Pasca rapat besar 1000 ulama itu, semangat pembaharuan semakin menggelorakan semangat ulama-ulama kaum muda yang sudah sejak awal menghirup angin pembaharuan dihembuskan majalah Al-Manar Rasyid Ridha dan ‘Urwat Al-Wusqa disambut Al-Imam Taher Jalaluddin di Singapura (saudara sepupu Ahmad Chatib) dan Al-Manar serta Al-Munir Al-Manar Dr. HAKA (ayah HAMKA) dan Dr. Abdullah Ahmad di Padang dan Padang Panjang. Kaum muda pembaharu ini mendapat pujian besar, terus melanjutkan pengaderan (pendidikan kader) terhadap generasi pembaharu, sentranya antara lain di Thawalib Padang Panjang, Parabek, Sungayang dan Padang Japang di samping juga menulis buku dan menerbitkan pers Islam seperti jenis Bulletin, Jurnal, koran dan Majalah.
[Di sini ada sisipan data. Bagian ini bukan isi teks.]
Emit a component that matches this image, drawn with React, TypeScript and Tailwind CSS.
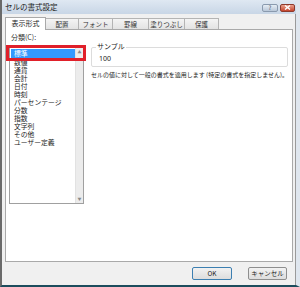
const jp = { fontFamily: '"Meiryo UI", "Noto Sans CJK JP", "Noto Sans", sans-serif' };

const categories = ['数値', '通貨', '会計', '日付', '時刻', 'パーセンテージ', '分数', '指数', '文字列', 'その他', 'ユーザー定義'];

const tabs = [
  { label: '配置', w: 'w-[33px]' },
  { label: 'フォント', w: 'w-[34px]' },
  { label: '罫線', w: 'w-[36px]' },
  { label: '塗りつぶし', w: 'w-[36px]' },
  { label: '保護', w: 'w-[34px]' },
];

export default function App() {
  return (
    <div
      style={jp}
      className="w-[300px] h-[287px] flex flex-col bg-[#f0f0f0] border-l-2 border-l-[#6a6a6a] border-r-4 border-r-[#dfe6ee] border-b-2 border-b-[#1c4d5d] text-[#1b1b1b] overflow-hidden"
    >
      {/* title bar */}
      <div className="h-[14px] shrink-0 flex items-center bg-gradient-to-b from-[#dfe8f2] to-[#c8d6e6] pl-[3px] pr-[1px]">
        <span className="text-[7.5px] leading-none text-[#222]">セルの書式設定</span>
        <div className="ml-auto flex gap-[2px] pt-[1px]">
          <div className="w-[16px] h-[8px] rounded-[2px] border border-[#8a9aae] bg-gradient-to-b from-[#e6edf5] to-[#b9c7d8] flex items-center justify-center text-[6px] leading-none text-[#3a4a5e]">?</div>
          <div className="w-[15px] h-[8px] rounded-[2px] border border-[#8d3a2c] bg-gradient-to-b from-[#e9a08e] to-[#c4412a] flex items-center justify-center">
            <svg width="7" height="5" viewBox="0 0 7 5">
              <path d="M1 0.5 L6 4.5 M6 0.5 L1 4.5" stroke="#fff" strokeWidth="1.4" />
            </svg>
          </div>
        </div>
      </div>

      <div className="flex-1 flex flex-col pl-[3px] border-r border-r-[#9a9a9a]">
        {/* tabs */}
        <div className="h-[15px] flex items-end">
          <div className="w-[41px] h-[13px] bg-white border border-b-0 border-[#a9a9a9] flex items-center justify-center text-[7px] leading-none relative z-10 -mb-[1px] pb-[1px]">
            表示形式
          </div>
          {tabs.map((t) => (
            <div
              key={t.label}
              className={`${t.w} h-[11px] border border-b-0 border-l-0 border-[#b4b4b4] bg-gradient-to-b from-[#f4f4f4] to-[#e3e3e3] flex items-center justify-center text-[6.5px] leading-none text-[#333]`}
            >
              {t.label}
            </div>
          ))}
        </div>

        {/* panel */}
        <div className="w-[288px] h-[233px] bg-white border border-[#a9a9a9] flex gap-[7px] pl-[3px] pt-[4px]">
          {/* category list */}
          <div className="w-[78px] flex flex-col">
            <span className="text-[7px] leading-none pl-[2px] text-[#333]">分類(C):</span>
            <div className="relative mt-[6px] h-[157px] border border-[#a0a0a0] bg-white flex">
              <div className="flex-1 flex flex-col pt-[1px] pl-[1px]">
                <div className="h-[9px] bg-[#3399ff] text-white text-[6.8px] leading-[9px] pl-[3px]">標準</div>
                {categories.map((c) => (
                  <div key={c} className="h-[8px] text-[6.8px] leading-[8px] pl-[3px] whitespace-nowrap">
                    {c}
                  </div>
                ))}
              </div>
              <div className="w-[8px] bg-[#ececec] border-l border-[#e2e2e2] flex flex-col justify-between items-center py-[2px] text-[4px] leading-none text-[#8a8a8a]">
                <span>▲</span>
                <span>▼</span>
              </div>
              {/* red highlight */}
              <div className="absolute -left-[4px] -right-[3px] -top-[3px] h-[16px] border-[3px] border-[#e0202a]" />
            </div>
          </div>

          {/* right side */}
          <div className="flex-1 flex flex-col pt-[13px] pr-[4px]">
            <div className="relative h-[20px] border border-[#dcdcdc] rounded-[2px] flex items-center pl-[7px] pt-[3px]">
              <span className="absolute -top-[5px] left-[4px] bg-white px-[1px] text-[7px] leading-none">サンプル</span>
              <span className="text-[7px] leading-none" style={{ fontFamily: '"Segoe UI", "Noto Sans", sans-serif' }}>100</span>
            </div>
            <p className="mt-[5px] text-[6px] leading-none whitespace-nowrap">
              セルの値に対して一般の書式を適用します (特定の書式を指定しません)。
            </p>
          </div>
        </div>

        {/* buttons */}
        <div className="flex-1 flex justify-end items-center gap-[16px] pr-[8px] pb-[1px]">
          <button className="w-[40px] h-[13px] rounded-[2px] border border-[#3c7fb1] bg-gradient-to-b from-[#f2f2f2] to-[#dddddd] text-[6.5px] leading-none text-[#222]">
            OK
          </button>
          <button className="w-[39px] h-[13px] rounded-[2px] border border-[#8e8e8e] bg-gradient-to-b from-[#f2f2f2] to-[#dddddd] text-[6.5px] leading-none text-[#222]">
            キャンセル
          </button>
        </div>
      </div>
    </div>
  );
}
Demikian pula kaum tua (tradisional) giat menyusun kekuatan dan penulisan buku polemik dan apologetik pembelaan paham tarekat yang dianut.
Syeikh Bayang sendiri sejak awal melahirkan beberapa buku polemik dan disetak berudlang-ulang di antaranya, Taragub ila Rahmatillah (cet. ke-11 1916) merupakan buku best seller dan disebut sebagai kepustakaan pejuang abad ke-20 yang penuh moral, Majmu wa Musta’mal (fiqh dagmatik), Miftahul Haq (fiqh) dan Dar Al-Mau`izhah (1326 H) disebut nazam apologetik pembela tarekat naqsyabandi, Thalab Al-Shalah (1916) syair nasehat, Inilah Soal – Jawab bagi Segala Anak buku pertanyaan popular mengenai figh dan dogmatik (cet. ke-3 1335 H), Rasul-25 (1918) dll.
Syeikh Bayang wafat 2 jumadil awal 1342 H (1923), ulama pejuang pendidikan Islam ini, ironisnya banyak dicatat dalam sejarah kolonial dan nyaris tidak dikenal lagi dalam sejarah dan historiograpi domestik. Saksi yang ditinggalkan menjadi saksi bisu Masjid Raya Ganting Padang dan di arah mihrabnya tidak jauh dari rumah anaknya Aisyah terdapat makam ulama ini dengan mejan Turki yang indah. Allah swt menganugerahi anak 20 orang putra putri, yakni 10 dari pihak isterinya Siti Rahmah, di antaranya: Khaidir, Saida, Hajjah, Hafsah, syafi’i, Abu Bakar, Aisyah dan tiga orang lagi tidak dikenal karena telah lama meningal dunia, serta 10 anak dari pihak istrinya Siti Nuar’aini, di antranya Wahid, Syawijah, Amin, Nurdiyah, Syamsudin, Rusyd, Muhammad Saad, Nurjani, dan dua orang anak laki-laki tidak dikenal, karena meningal sejak kecil.